The tweet had a picture with an elderly woman knitting, and a caption that read, “After 2 weeks of quarantine with her husband, Gertrude decided to knit him a scarf”. Only it wasn’t a scarf, it was a hangman’s noose.

When you conjure up images reminiscent of lynchings, particularly in Mississippi, it’s going to upset some folks.

Like most of Leach’s attempts at humor, it drew both positive and negative responses, but one in particular — from Mississippi State defensive lineman Fabien LoVett — was especially noticed. LoVett responded with a simple “WTF” and then a day later announced his decision to enter the transfer portal, per ESPN.

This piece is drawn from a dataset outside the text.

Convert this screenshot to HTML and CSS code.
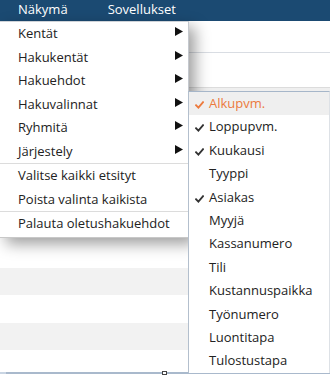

The response to LoVett’s response has been even more polarizing, as these things often go in the laugh-in-the-face-of-death world of social media.

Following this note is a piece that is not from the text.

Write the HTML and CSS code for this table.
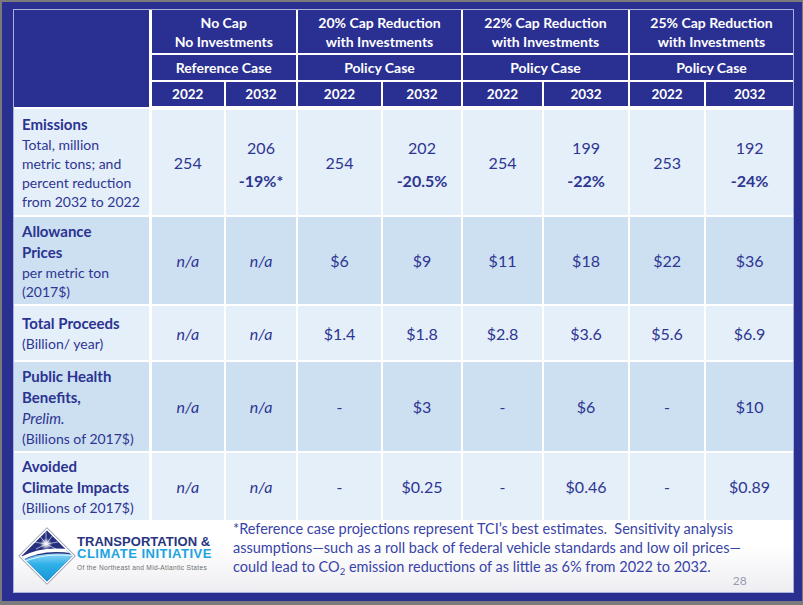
FILE: index.html
```html
<!DOCTYPE html>
<html lang="en">
<head>
<meta charset="utf-8">
<title>TCI Cap Scenarios</title>
<link rel="stylesheet" href="styles.css">
</head>
<body>
<div class="slide">
  <div class="panel">
    <table class="grid">
      <colgroup>
        <col class="c-label"><col class="c1"><col class="c2"><col class="c3"><col class="c4"><col class="c5"><col class="c6"><col class="c7"><col class="c8">
      </colgroup>
      <thead>
        <tr class="h1">
          <th class="corner" rowspan="3"></th>
          <th colspan="2">No Cap<br>No Investments</th>
          <th colspan="2">20% Cap Reduction<br>with Investments</th>
          <th colspan="2">22% Cap Reduction<br>with Investments</th>
          <th colspan="2">25% Cap Reduction<br>with Investments</th>
        </tr>
        <tr class="h2">
          <th colspan="2">Reference Case</th>
          <th colspan="2">Policy Case</th>
          <th colspan="2">Policy Case</th>
          <th colspan="2">Policy Case</th>
        </tr>
        <tr class="h3">
          <th>2022</th><th>2032</th><th>2022</th><th>2032</th><th>2022</th><th>2032</th><th>2022</th><th>2032</th>
        </tr>
      </thead>
      <tbody>
        <tr class="r-emis light">
          <td class="label"><div class="lt">Emissions</div><div class="ls">Total, million<br>metric tons; and<br>percent reduction<br>from 2032 to 2022</div></td>
          <td>254</td>
          <td class="two"><div>206</div><div class="pct">-19%*</div></td>
          <td>254</td>
          <td class="two"><div>202</div><div class="pct">-20.5%</div></td>
          <td>254</td>
          <td class="two"><div>199</div><div class="pct">-22%</div></td>
          <td>253</td>
          <td class="two"><div>192</div><div class="pct">-24%</div></td>
        </tr>
        <tr class="r-allow dark">
          <td class="label"><div class="lt">Allowance<br>Prices</div><div class="ls">per metric ton<br>(2017$)</div></td>
          <td class="na">n/a</td><td class="na">n/a</td>
          <td>$6</td><td>$9</td><td>$11</td><td>$18</td><td>$22</td><td>$36</td>
        </tr>
        <tr class="r-proc light">
          <td class="label"><div class="lt">Total Proceeds</div><div class="ls">(Billion/ year)</div></td>
          <td class="na">n/a</td><td class="na">n/a</td>
          <td>$1.4</td><td>$1.8</td><td>$2.8</td><td>$3.6</td><td>$5.6</td><td>$6.9</td>
        </tr>
        <tr class="r-health dark">
          <td class="label"><div class="lt">Public Health<br>Benefits,</div><div class="li">Prelim.</div><div class="ls">(Billions of 2017$)</div></td>
          <td class="na">n/a</td><td class="na">n/a</td>
          <td>-</td><td>$3</td><td>-</td><td>$6</td><td>-</td><td>$10</td>
        </tr>
        <tr class="r-climate light">
          <td class="label"><div class="lt">Avoided<br>Climate Impacts</div><div class="ls">(Billions of 2017$)</div></td>
          <td class="na">n/a</td><td class="na">n/a</td>
          <td>-</td><td>$0.25</td><td>-</td><td>$0.46</td><td>-</td><td>$0.89</td>
        </tr>
      </tbody>
    </table>
    <div class="footer">
      <div class="logo">
        <svg class="mark" width="58" height="58" viewBox="0 0 58 58" aria-hidden="true">
          <defs>
            <clipPath id="inner"><polygon points="29,3.5 54.5,29 29,54.5 3.5,29"/></clipPath>
            <linearGradient id="cyan" x1="0" y1="0" x2="0" y2="1">
              <stop offset="0" stop-color="#8fd6f5"/>
              <stop offset="0.35" stop-color="#2fb0e8"/>
              <stop offset="1" stop-color="#128fd4"/>
            </linearGradient>
            <radialGradient id="burst" cx="0.5" cy="0.5" r="0.5">
              <stop offset="0" stop-color="#ffffff"/>
              <stop offset="0.4" stop-color="#ffffff" stop-opacity="0.7"/>
              <stop offset="1" stop-color="#ffffff" stop-opacity="0"/>
            </radialGradient>
          </defs>
          <polygon points="29,0.7 57.3,29 29,57.3 0.7,29" fill="#ffffff" stroke="#8c90aa" stroke-width="1"/>
          <g clip-path="url(#inner)">
            <rect width="58" height="58" fill="#27307e"/>
            <path d="M0,35 Q24,23 58,28 L58,58 L0,58 Z" fill="url(#cyan)"/>
            <path d="M1,33 Q24,19 57,25" fill="none" stroke="#ffffff" stroke-width="3.5"/>
            <path d="M1,37 Q24,25 57,29" fill="none" stroke="#d6f0fb" stroke-width="1.2"/>
            <g stroke="#ffffff" stroke-width="0.7" opacity="0.85">
              <line x1="28" y1="17" x2="28" y2="5"/>
              <line x1="28" y1="17" x2="21" y2="8"/>
              <line x1="28" y1="17" x2="35" y2="8"/>
              <line x1="28" y1="17" x2="16" y2="15"/>
              <line x1="28" y1="17" x2="40" y2="15"/>
              <line x1="28" y1="17" x2="18" y2="22"/>
              <line x1="28" y1="17" x2="38" y2="22"/>
            </g>
            <circle cx="28" cy="17" r="6" fill="url(#burst)"/>
          </g>
        </svg>
        <div class="logo-text">
          <div class="lt1">TRANSPORTATION &amp;</div>
          <div class="lt2">CLIMATE INITIATIVE</div>
          <div class="lt3">Of the Northeast and Mid-Atlantic States</div>
        </div>
      </div>
      <p class="note">*Reference case projections represent TCI’s best estimates.&nbsp; Sensitivity analysis<br>assumptions—such as a roll back of federal vehicle standards and low oil prices—<br>could lead to CO<sub>2</sub> emission reductions of as little as 6% from 2022 to 2032.<span class="pageno">28</span></p>
    </div>
  </div>
</div>
</body>
</html>
```
FILE: styles.css
```css
* { box-sizing: border-box; }
html, body { margin: 0; padding: 0; }
body {
  background: #7b7b7d;
  width: 803px;
  height: 605px;
  overflow: hidden;
  font-family: Lato, "Open Sans", sans-serif;
}
.slide {
  margin: 2px 0 0 2px;
  width: 800px;
  height: 599px;
  background: #2a3090;
  padding: 7px 0 0 11px;
}
.panel {
  width: 781px;
  height: 584px;
  border: 1px solid #aab0dc;
  background: linear-gradient(#ffffff 0, #ffffff 92%, #eeeef2 100%);
  display: flex;
  flex-direction: column;
}

/* table */
.grid {
  width: 779px;
  table-layout: fixed;
  border-collapse: collapse;
  border-style: hidden;
}
.c-label { width: 136px; }
.c1 { width: 75px; }
.c2 { width: 72px; }
.c3 { width: 85px; }
.c4 { width: 80px; }
.c5 { width: 81px; }
.c6 { width: 86px; }
.c7 { width: 76px; }
.c8 { width: 88px; }

.grid th, .grid td {
  border: 2px solid #ffffff;
  padding: 0;
  text-align: center;
  vertical-align: middle;
}
.grid th {
  background: #2a3092;
  color: #ffffff;
  font-weight: 700;
  font-size: 14px;
  line-height: 19px;
}
.grid th.corner { border-right-width: 3px; }
.h1 th { height: 44px; }
.h2 th { height: 27px; }
.h3 th { height: 27px; font-size: 13.5px; border-bottom-width: 4px; }

.grid td {
  color: #2e3592;
  font-size: 16px;
  line-height: 19px;
}
.grid td.label {
  text-align: left;
  padding-left: 8px;
  border-right-width: 3px;
}
.light td { background: #e4eff9; }
.dark td { background: #cce0f1; }
.r-emis td { height: 108px; }
.r-allow td { height: 89px; }
.r-proc td { height: 56px; }
.r-health td { height: 91px; }
.r-climate td { height: 68px; }

.lt { font-weight: 700; font-size: 15px; line-height: 21px; color: #2b3391; }
.li { font-style: italic; font-size: 15px; line-height: 21px; }
.ls { font-size: 14px; line-height: 19px; }
.na { font-style: italic; }
.two { padding-top: 2px !important; }
.pct { font-weight: 700; margin-top: 14px; }

/* footer */
.footer {
  display: flex;
  align-items: center;
  flex: 1;
}
.logo {
  width: 219px;
  flex: none;
  display: flex;
  align-items: center;
  padding-left: 4px;
}
.mark { flex: none; display: block; }
.logo-text {
  margin-left: 1px;
  margin-top: -4px;
  font-family: "Liberation Sans", Arial, sans-serif;
  font-weight: 700;
}
.lt1 { font-size: 13px; line-height: 12px; color: #28347f; letter-spacing: 0.05px; }
.lt2 { font-size: 13px; line-height: 12px; color: #1ba4e1; letter-spacing: 0.5px; }
.lt3 { font-size: 6.6px; line-height: 10px; color: #6e6e72; font-weight: 400; margin-top: 3px; letter-spacing: 0.3px; }

.note {
  margin: -4px 0 0 0;
  font-size: 14.5px;
  line-height: 19px;
  color: #3843a8;
  white-space: nowrap;
}
.note sub { font-size: 9.5px; line-height: 0; vertical-align: -3px; }
.pageno {
  font-size: 12px;
  color: #9a9aac;
  margin-left: 22px;
  vertical-align: -13px;
}
```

Did Mike Leach Go Too Far?

Leach not only deleted the offending tweet, but has since followed up with a brief apology on Twitter.

The responses have taken the familiar battle lines of right vs left, keyboard warriors vs social snowflakes, and so on.

But now the question must be asked, how much damage did Mike Leach do? With things now in an unprecedented state of flux and the 2020 season possibly in jeopardy, did Leach tweet himself right out of a job?

If things were going as scheduled and we weren’t in the midst of global chaos, the answer to that question would more than likely be a resounding no. But now? Before he’s even had a chance to run any spring drills or showoff his Air Raid offense in the spring football game? You never know.

It’s a situation worth keeping an eye on, especially if more players unexpectedly enter the transfer portal, particularly if any of them name the now-deleted tweet as their reason for leaving.